An alternative approach to this would be to wrap the specific call in a try..catch block and not use the ExpectedException attribute.

The guys that designed xUnit understood the shortcomings of testing exceptions and took a much cleaner approach. In xUnit, the previous test would be written like so:

   1: [Fact]

   2: public void Authenticate_With_Invalid_Credentials_Throws_AuthenticationException()

   3: {

   4:     AuthenticationServices services = new AuthenticationServices();

   5:  

   6:     Exception ex = Assert.Throws<AuthenticationException>(() => services.Authenticate("user", "wrong"));

   7:     

   8:     Assert.Equal("Authentication Failed", ex.Message);

   9: }

As you can see, there is no ExpectedException on the test (called a Fact in xUnit). Instead, the Assert.Throws construct is used. This is a generic method that takes a type parameter the type of exception we want to check for. As parameter we pass a delegate or lambda expression with the actual call that will throw the exception.

The obvious advantage to this is that if any other part of our system were to throw the same type of exception, our test would fails, as it should. So instead of creating a custom exception we were to use SecurityException and on creation of AuthenticationServices the framework would throw a security exception, our test would fail.

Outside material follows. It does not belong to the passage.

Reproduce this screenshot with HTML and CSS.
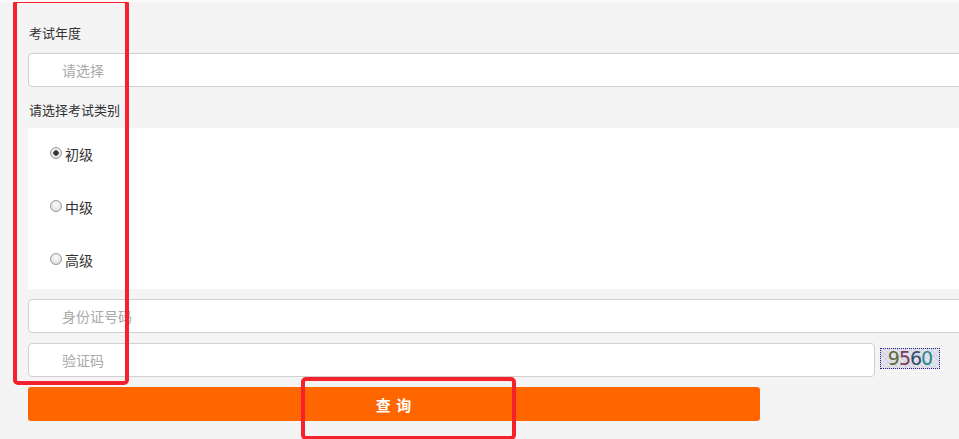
FILE: index.html
```html
<!DOCTYPE html>
<html>
<head>
  <meta charset="utf-8">
  <title>成绩查询</title>
  <link rel="stylesheet" href="styles.css">
</head>
<body>
  <div class="page">
    <form class="query-form">
      <div class="field-label">考试年度</div>
      <div class="input-row">
        <input type="text" class="text-input" placeholder="请选择">
      </div>

      <div class="field-label field-label-gap">请选择考试类别</div>
      <div class="level-box">
        <label class="level-row">
          <input type="radio" name="level" class="radio" checked>
          <span>初级</span>
        </label>
        <label class="level-row">
          <input type="radio" name="level" class="radio">
          <span>中级</span>
        </label>
        <label class="level-row">
          <input type="radio" name="level" class="radio">
          <span>高级</span>
        </label>
      </div>

      <div class="input-row">
        <input type="text" class="text-input" placeholder="身份证号码">
      </div>
      <div class="input-row captcha-row">
        <input type="text" class="text-input captcha-input" placeholder="验证码">
        <span class="captcha">
          <span class="d1">9</span><span class="d2">5</span><span class="d3">6</span><span class="d4">0</span>
        </span>
      </div>

      <button type="button" class="submit-button">查 询</button>
    </form>

    <!-- annotation marks from the screenshot -->
    <div class="mark mark-left"></div>
    <div class="mark mark-button"></div>
  </div>
</body>
</html>
```

FILE: styles.css
```css
* {
  margin: 0;
  padding: 0;
  box-sizing: border-box;
}

html, body {
  width: 100%;
  height: 100%;
  overflow: hidden;
}

body {
  background: #f4f4f4;
  border-top: 2px solid #fafafa;
  font-family: "Noto Sans CJK SC", "Liberation Sans", sans-serif;
  color: #333;
}

.page {
  position: relative;
  height: 100%;
}

.query-form {
  width: 1000px;
  padding: 22px 0 0 28px;
  display: flex;
  flex-direction: column;
}

.field-label {
  font-size: 13px;
  line-height: 18px;
  height: 18px;
  padding-left: 1px;
  margin-bottom: 11px;
  color: #333;
}

.field-label-gap {
  margin-top: 14px;
  margin-bottom: 9px;
}

.input-row {
  display: flex;
  align-items: center;
  gap: 5px;
}

.text-input {
  flex: 1;
  height: 34px;
  border: 1px solid #cfcfcf;
  border-radius: 4px;
  background: #fff;
  padding-left: 33px;
  font-family: inherit;
  font-size: 14px;
  color: #333;
  outline: none;
}

.text-input::placeholder {
  color: #a9a9a9;
}

.level-box {
  background: #fff;
  height: 161px;
  padding: 0 0 3px 22px;
  margin-bottom: 10px;
  display: flex;
  flex-direction: column;
}

.level-row {
  height: 53px;
  display: flex;
  align-items: center;
  gap: 3px;
  font-size: 14px;
  color: #333;
}

.radio {
  appearance: none;
  -webkit-appearance: none;
  width: 12px;
  height: 12px;
  border: 1px solid #9a9a9a;
  border-radius: 50%;
  background: radial-gradient(circle at 50% 40%, #fafafa 0%, #e2e2e2 70%, #d0d0d0 100%);
  margin-top: -2px;
}

.radio:checked {
  background:
    radial-gradient(circle, #333 0, #333 2.4px, transparent 3px),
    radial-gradient(circle at 50% 40%, #fafafa 0%, #e2e2e2 70%, #d0d0d0 100%);
}

.captcha-row {
  margin-top: 10px;
  width: 912px;
}

.captcha {
  flex: 0 0 auto;
  width: 60px;
  height: 21px;
  border: 1px dotted #1f1f90;
  background:
    repeating-linear-gradient(45deg, rgba(150, 150, 200, 0.22) 0 1px, transparent 1px 3px),
    repeating-linear-gradient(-45deg, rgba(200, 180, 150, 0.18) 0 1px, transparent 1px 4px),
    #e6e6ee;
  font-family: "DejaVu Sans", sans-serif;
  font-size: 19px;
  line-height: 19px;
  letter-spacing: -1px;
  text-align: center;
  margin-top: -4px;
}

.captcha .d1 { color: #5f6a3a; }
.captcha .d2 { color: #7a3a5a; }
.captcha .d3 { color: #2f4f6f; }
.captcha .d4 { color: #2a8a8a; }

.submit-button {
  margin-top: 10px;
  width: 732px;
  height: 34px;
  border: none;
  border-radius: 3px;
  background: #ff6600;
  color: #fff;
  font-family: inherit;
  font-size: 15px;
  font-weight: bold;
  letter-spacing: 1px;
  cursor: pointer;
}

.mark {
  position: absolute;
  border: 4px solid #f5222d;
  border-radius: 5px;
  pointer-events: none;
}

.mark-left {
  left: 13px;
  top: -3px;
  width: 116px;
  height: 386px;
}

.mark-button {
  left: 301px;
  top: 375px;
  width: 215px;
  height: 63px;
}
```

Another advantage of Assert.Throws is that it allows you to examine the returned exception object, so you can run further assertions on it (like that on line 8).

Note: While I was doing my Unit Testing session at Devreach this week, someone asked me how to test for two exceptions within the same call in Assert.Throws. You don't. Each test should check for only one exception. Remember, a unit test only tests one thing, one situation. If your code is throwing two different exceptions, it's can't be doing it under the same conditions.